Citizens voice opinions
about new tax
By Heather Mangold
City
Editor
Concerned Tippecanoe County citizens went before
the county's council Thursday night to voice their opinions about the
possibility of tax increases.
The council will vote March 13 to decide whether
or not to implement tax increases that would benefit the Tippecanoe
County Public Library and the Wildcat Creek Solid Waste District.
If passed, the increase would include a four-cent
tax rate increase, giving roughly $617,000 to the library. A 1.2-cent
tax rate would be implemented, giving approximately $240,000 to the
Wildcat Creek Solid Waste District, if voted on by the council members.
Marilyn Neie, a Tippecanoe County resident, came
to the meeting to support the tax increase for the library.

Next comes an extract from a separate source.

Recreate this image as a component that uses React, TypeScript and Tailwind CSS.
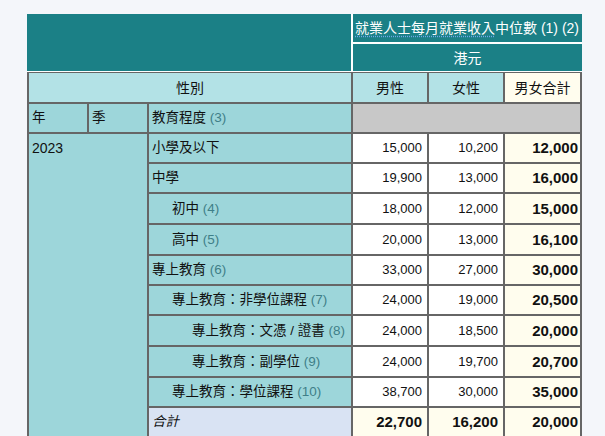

"As a former Tippecanoe School Corporation librarian,
I know the value of books in children's lives," said Neie. "They are
very important."
Charles Beattie, a Lafayette resident, came to
express his opposition to the tax increase proposal.
He said that his gas, heating and water bills rose
in the past few months and that it would be difficult for people on
fixed incomes to handle any kind of tax increase.
Beattie thought it would be in the county's best
interest for the council to wait on this decision until tax reassessments
took place.
Michal Som, president of Friends of Tippecanoe
County Public Library, said there would always be a human outcry accompanying
tax increases, but the library is on a fixed income as well as dealing
with the same expenses as the people that Beattie represented.
"We cannot let the lowest common denominator determine
what happens," said Som.
Mayor Sonya Margerum came to speak on the behalf
of Wildcat Creek Solid Waste as its president.
She said the organization has been very successful
in eliminating household hazardous wastes and has succeeded in recycling
50 percent of the trash found on streets in West Lafayette.
Margerum said the 1.2-cent increase would allow
the organization to continue to benefit the county.